In the past few days, groups using the Starlinks to evade the blackout have reported outages. These could be the result of military-grade electronic warfare, an expensive and geographically limited effort that would involve brute-force jamming of the frequencies used by SpaceX’s satellites.

Such tactics have worked, if sporadically, for Iran’s ally Russia on the battlefield in Ukraine, where Starlinks are used extensively by the Ukrainian army.

SpaceX did not respond to a request for comment.

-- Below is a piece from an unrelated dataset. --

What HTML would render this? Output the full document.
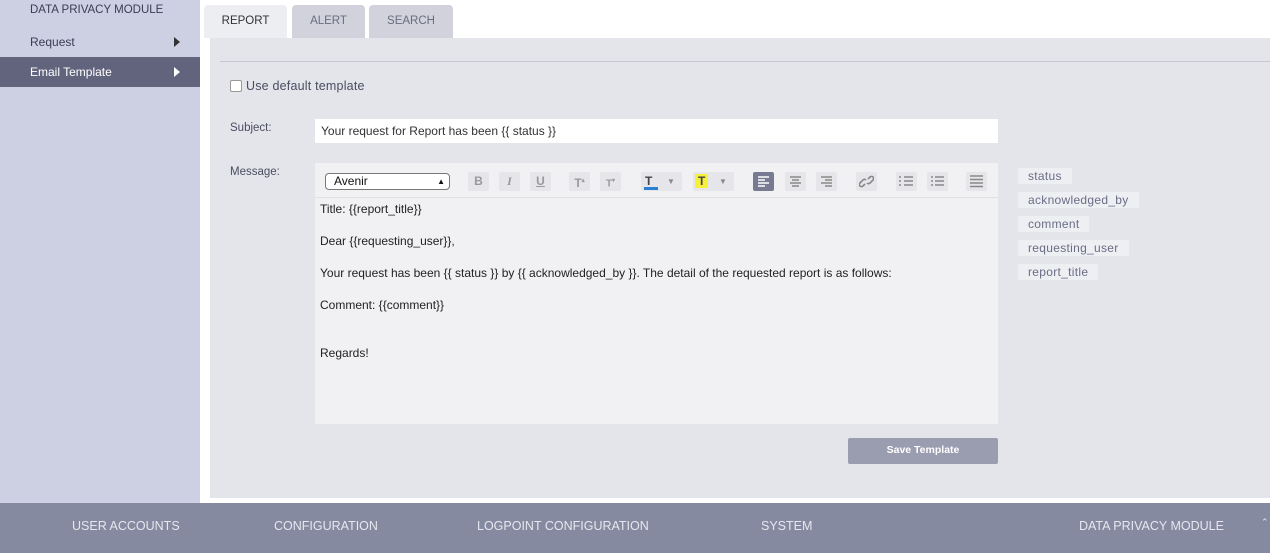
<!DOCTYPE html>
<html><head><style>
*{margin:0;padding:0;box-sizing:border-box}
body{width:1270px;height:553px;overflow:hidden;background:#fff;font-family:"Liberation Sans",sans-serif;position:relative;font-size:12px}
.abs{position:absolute}
.side{left:0;top:0;width:200px;height:503px;background:#cdcfe2}
.side .h{left:30px;top:4px;font-size:11.5px;color:#3a3d55}
.side .it{left:0;width:200px;height:30px;line-height:30px;padding-left:30px;font-size:12px;color:#3a3d55}
.tri{position:absolute;right:20px;top:10px;width:0;height:0;border-left:6px solid #333;border-top:5px solid transparent;border-bottom:5px solid transparent}
.main{left:210px;top:38px;width:1060px;height:460px;background:#e4e5ea}
.tab{top:5px;height:33px;line-height:33px;text-align:center;font-size:11.5px;border-radius:4px 4px 0 0;color:#6a6d80;background:#d1d2db}
.lbl{font-size:11.5px;color:#4a4d60}
.tag{left:1018px;height:16px;line-height:16px;padding:0 10px;background:#eeeff3;color:#6a6d85;font-size:12px;border-radius:2px;letter-spacing:0.3px}
.btn{position:absolute;top:172px;width:21px;height:19px;background:#e6e6ea;border-radius:2px;color:#999;font-size:12px;text-align:center;line-height:19px;font-weight:bold}
.btn svg{position:absolute;left:3px;top:3px}
.foot{left:0;top:503px;width:1270px;height:50px;background:#868aa0;color:#e6e7ee;font-size:12.5px}
.foot span{position:absolute;top:16px}
.msg div{position:absolute;left:320px;font-size:12px;color:#222}
</style></head><body>
<div class="abs side">
<div class="abs h">DATA PRIVACY MODULE</div>
<div class="abs it" style="top:27px">Request<span class="tri"></span></div>
<div class="abs it" style="top:57px;background:#62647e;color:#fff">Email Template<span class="tri" style="border-left-color:#fff"></span></div>
</div>
<div class="abs tab" style="left:204px;width:83px;background:#edeef2;color:#333">REPORT</div>
<div class="abs tab" style="left:292px;width:73px">ALERT</div>
<div class="abs tab" style="left:369px;width:84px">SEARCH</div>
<div class="abs main"></div>
<div class="abs" style="left:220px;top:61px;width:1050px;height:1px;background:#c8c9d0"></div>
<div class="abs" style="left:230px;top:80px;width:12px;height:12px;border:1px solid #999;background:#fff;border-radius:2px"></div>
<div class="abs" style="left:246px;top:79px;font-size:12.5px;color:#4a4d60;letter-spacing:0.2px">Use default template</div>
<div class="abs lbl" style="left:230px;top:122px">Subject:</div>
<div class="abs" style="left:315px;top:119px;width:683px;height:24px;background:#fff;font-size:12px;line-height:24px;padding-left:6px;color:#333">Your request for Report has been {{ status }}</div>
<div class="abs lbl" style="left:230px;top:166px">Message:</div>
<div class="abs" style="left:315px;top:163px;width:683px;height:261px;background:#f1f1f4"></div>
<div class="abs" style="left:315px;top:197px;width:683px;height:1px;background:#e0e0e5"></div>
<div class="abs" style="left:325px;top:173px;width:125px;height:17px;background:#fff;border:1px solid #777;border-radius:4px;font-size:12px;line-height:15px;padding-left:8px;color:#111">Avenir<span style="position:absolute;right:4px;font-size:8px">&#9650;</span></div>
<div class="btn" style="left:468px">B</div>
<div class="btn" style="left:499px;font-style:italic;font-family:'Liberation Serif'">I</div>
<div class="btn" style="left:530px;text-decoration:underline">U</div>
<div class="btn" style="left:569px">T<sup style="font-size:6px">▴</sup></div>
<div class="btn" style="left:600px;font-size:10px">T<sup style="font-size:6px">▾</sup></div>
<div class="btn" style="left:641px;width:41px;text-align:left;padding-left:4px;color:#444">T<span style="position:absolute;left:3px;bottom:1px;width:14px;height:3px;background:#2a7fd0"></span><span style="position:absolute;left:26px;font-size:8px;color:#888">▼</span></div>
<div class="btn" style="left:693px;width:41px;text-align:left;padding-left:2px;color:#444"><span style="background:#f5f03a;padding:0 3px">T</span><span style="position:absolute;left:26px;font-size:8px;color:#888">▼</span></div>
<div class="btn" style="left:753px;background:#777a90"><svg width="15" height="13" stroke="#fff" stroke-width="1.5"><path d="M2 2h11M2 5h7M2 8h11M2 11h7"/></svg></div>
<div class="btn" style="left:785px"><svg width="15" height="13" stroke="#888" stroke-width="1.5"><path d="M2 2h11M4 5h7M2 8h11M4 11h7"/></svg></div>
<div class="btn" style="left:816px"><svg width="15" height="13" stroke="#888" stroke-width="1.5"><path d="M2 2h11M6 5h7M2 8h11M6 11h7"/></svg></div>
<div class="btn" style="left:856px"><svg width="15" height="13" stroke="#888" stroke-width="1.6" fill="none"><path d="M6 9l-2 2a2 2 0 0 1-3-3l3-3a2 2 0 0 1 3 0M9 4l2-2a2 2 0 0 1 3 3l-3 3a2 2 0 0 1-3 0"/></svg></div>
<div class="btn" style="left:896px"><svg width="15" height="13" stroke="#888" stroke-width="1.5"><path d="M5 2h9M5 6h9M5 10h9M1 1v2M1 5v2M1 9v2"/></svg></div>
<div class="btn" style="left:927px"><svg width="15" height="13" stroke="#888" stroke-width="1.5"><path d="M5 2h9M5 6h9M5 10h9M1 2h2M1 6h2M1 10h2"/></svg></div>
<div class="btn" style="left:966px"><svg width="15" height="13" stroke="#888" stroke-width="1.5"><path d="M1 1h13M1 4.5h13M1 8h13M1 11.5h13"/></svg></div>
<div class="msg">
<div style="top:202px">Title: {{report_title}}</div>
<div style="top:234px">Dear {{requesting_user}},</div>
<div style="top:266px">Your request has been {{ status }} by {{ acknowledged_by }}. The detail of the requested report is as follows:</div>
<div style="top:298px">Comment: {{comment}}</div>
<div style="top:346px">Regards!</div>
</div>
<div class="abs tag" style="top:168px">status</div>
<div class="abs tag" style="top:192px">acknowledged_by</div>
<div class="abs tag" style="top:216px">comment</div>
<div class="abs tag" style="top:240px">requesting_user</div>
<div class="abs tag" style="top:264px">report_title</div>
<div class="abs" style="left:848px;top:438px;width:150px;height:26px;background:#9a9cb0;border-radius:2px;color:#fff;font-size:10.5px;text-align:center;line-height:24px;font-weight:bold">Save Template</div>
<div class="abs foot">
<span style="left:72px">USER ACCOUNTS</span>
<span style="left:274px">CONFIGURATION</span>
<span style="left:477px">LOGPOINT CONFIGURATION</span>
<span style="left:761px">SYSTEM</span>
<span style="left:1079px">DATA PRIVACY MODULE</span>
<span style="left:1261px;top:14px;font-size:9px">⌃</span>
</div>
</body></html>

But other activists attributed the ebb and flow of videos from within Iran to a far simpler challenge: users may have sought to evade detection by the security services by only using the Starlinks sporadically, hiding their distinctive antennas from snooping neighbours and drones trained to pick them out from rooftops.

Iranian state TV on Tuesday showed more than 1,000 electronic devices such as mobile phones and signal boosters that the information ministry seized, saying they had been smuggled illegally into the country to be used for espionage.

In a sense Iran’s firewall is the inverse of China’s great firewall in that Beijing has created its own vibrant versions of applications such as WeChat and TikTok, while restricting its citizens’ access to some parts of the global internet.

In Iran, the government has essentially blacklisted the entire internet and is experimenting with “white listing” some essential services to keep its sputtering economy functional, said Amir Rashidi, director of digital rights and security at Miaan Group.

“State television said some services on the NIN were functional, but those services are still disrupted,” he said. “And there’s a technical challenge to this: they want to whitelist things and bring some services online, while controlling the narrative.”

Tehran may continue throttling access to the internet for Iranians trying to re-establish unfettered contact with the outside world, said Amanda Meng at the School of Computer Science at Georgia Institute of Technology.

“A bigger concern is what the internet is going to look like when it does come back online. Iran has become much more sophisticated in how they are implementing these shutdowns.”